Each stage is its own payment link with its own description. The customer receives the link by SMS or email, opens a branded checkout page, enters their card, pays. Your office sees the payment confirmed in real time, with a clear timestamp and a description that ties to the customer file.
For multi-day jobs, sending the link as soon as a stage is complete catches the customer at maximum satisfaction — they've just seen the work, the team is still on site or just left, paying feels like the natural close. Sending the link days later, after the team has left and other priorities have taken over, is where late payments come from.
The Final Balance: Payment Links with Grant Deductions Handled
The final balance is where grant-funded installations get specific. The customer's "balance due" is not the headline contract value — it's the contract value minus the grant deduction. For SEAI One Stop Shops in Ireland, that's the SEAI grant amount netted off. For BUS-registered installers in the UK, it's the £7,500 boiler-upgrade-scheme grant netted off the heat pump value. For ECO4 retrofit, it's the funding contribution netted off the works value.
The mechanics are the same as any other payment link, but the description should be unambiguous: "Final balance after SEAI grant deduction — solar PV installation, [address]" or "Final balance after BUS grant — air source heat pump, [address]". This protects you if the customer queries the figure later, and it gives the homeowner a clean record for their own files.
Why This Workflow Beats Card Machines and Bank Transfer for Installers
Card machines are common in trades where the technician is the one collecting payment — plumbing callouts, electrical fault-finding, appliance repair. Installation is different. The person closing the deal (the sales rep on the phone) is not the same person doing the work (the engineer on site). And the deposit moment — when the customer says yes — happens before any technician shows up.
That mismatch makes card machines the wrong tool for installation. You can't take a deposit on a card machine during a phone call. You'd have to wait until the engineer was on site weeks later — by which point the deposit has either been transferred (slowly) or the lead has gone cold.
Bank transfer suffers the same problem in a different shape. It works fine in theory: send the bank details by email, customer transfers the deposit. In practice, every step is friction. The customer has to log into their banking app, set you up as a new payee, type in the sort code and account number correctly, choose a reference, confirm the payment. For a £2,500 deposit on a heat pump, the customer's bank may flag the new payee for a 24-hour security check before releasing the funds. By the time the deposit lands, the customer has had 48 hours to second-guess the decision.
Voice Checkout plus payment links removes both delays. The deposit is paid during the call. The stage payments are paid the moment they're sent. There's no gap for second thoughts, competitor quotes, or admin slippage.

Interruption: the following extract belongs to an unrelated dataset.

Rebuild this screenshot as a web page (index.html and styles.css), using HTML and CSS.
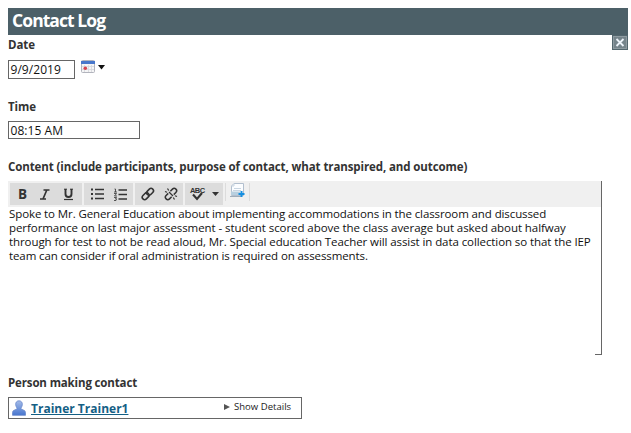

Which Installation Businesses This Workflow Fits
The deposit-on-call + balance-by-link pattern fits any installation business that closes on the phone. That covers most of the home installation market in the UK and Ireland:
- Solar PV installers — domestic and commercial. Deposit on the closing call, balance on commissioning. Grant-deduction handling for export tariffs and any local incentives.
- Heat pump installers — air source and ground source. Deposit, pre-installation, final balance with BUS or SEAI grant netting.
- Retrofit and energy upgrade one-stop shops — SEAI One Stop Shops in Ireland, ECO4-registered installers in the UK. Multiple stage payments depending on works mix (insulation, ventilation, heat pump, solar PV, EV charger).
- HVAC installers — heating and ventilation. Deposit on agreement, balance on completion.
- Window and door installers — high-ticket residential. Deposit when the survey is signed off, balance on installation day.
- EV charger installers — domestic and commercial. Deposit on the closing call, balance after commissioning.
- Roofing contractors — full re-roofs and major repairs. Deposit, materials payment, final balance.
- Insulation installers — cavity wall, loft, external wall. Often grant-funded — same workflow with grant netting on the final balance.
The common thread: a sales-led process, a phone-based closing call, and a job big enough that the deposit matters. If those three apply to your business, the deposit-on-call + balance-by-link pattern will outperform card machines and bank transfers.
What to Look For in a Payment Provider for Installation Businesses
Not every payment provider supports the full workflow. Here's what matters when you're evaluating options.
- Voice Checkout (DTMF masking) for phone-based deposits. The provider must support keypad-entered card capture during a live call, with the digits suppressed before they reach your team. This is what makes phone deposits PCI-compliant. If the provider only offers payment links, you're back to the gap problem.
- Payment links with custom descriptions and amounts. Every stage payment needs a clear description. A provider that only offers fixed-amount or generic links won't fit installation work.
- High transaction limits. Installation values commonly run from £3,000 to £25,000+. Make sure individual transaction limits are well above your typical job value.
- Real-time payment dashboard. Your office needs to see the status of every deposit, stage payment, and final balance across all live jobs. Daily reconciliation against the customer file should take minutes, not hours.
- Grant-friendly description fields. "Final balance after SEAI grant deduction" needs to fit cleanly in the payment description. Some providers truncate descriptions — verify yours doesn't.
- UK and Ireland coverage. If you operate across both markets, your provider should support Sterling and Euro settlement without forcing two separate accounts.
- Same-day or next-day payout. Cash flow matters when you're ordering parts. A provider that holds funds for 7–14 days has not really improved on the bank transfer model.
- API or CRM integration. If your sales team works in a CRM or your ops team uses a job management tool (ServiceM8, Jobber, simPRO, ServiceTitan), payment links and voice checkout sessions should integrate so payments are logged against the customer record automatically.
For most installation businesses, the right combination is a provider that supports both Voice Checkout and payment links from a single account, with clean reconciliation across both. That keeps the deposit, stage payments, and final balance all in one place — one dashboard, one settlement stream, one reconciliation flow.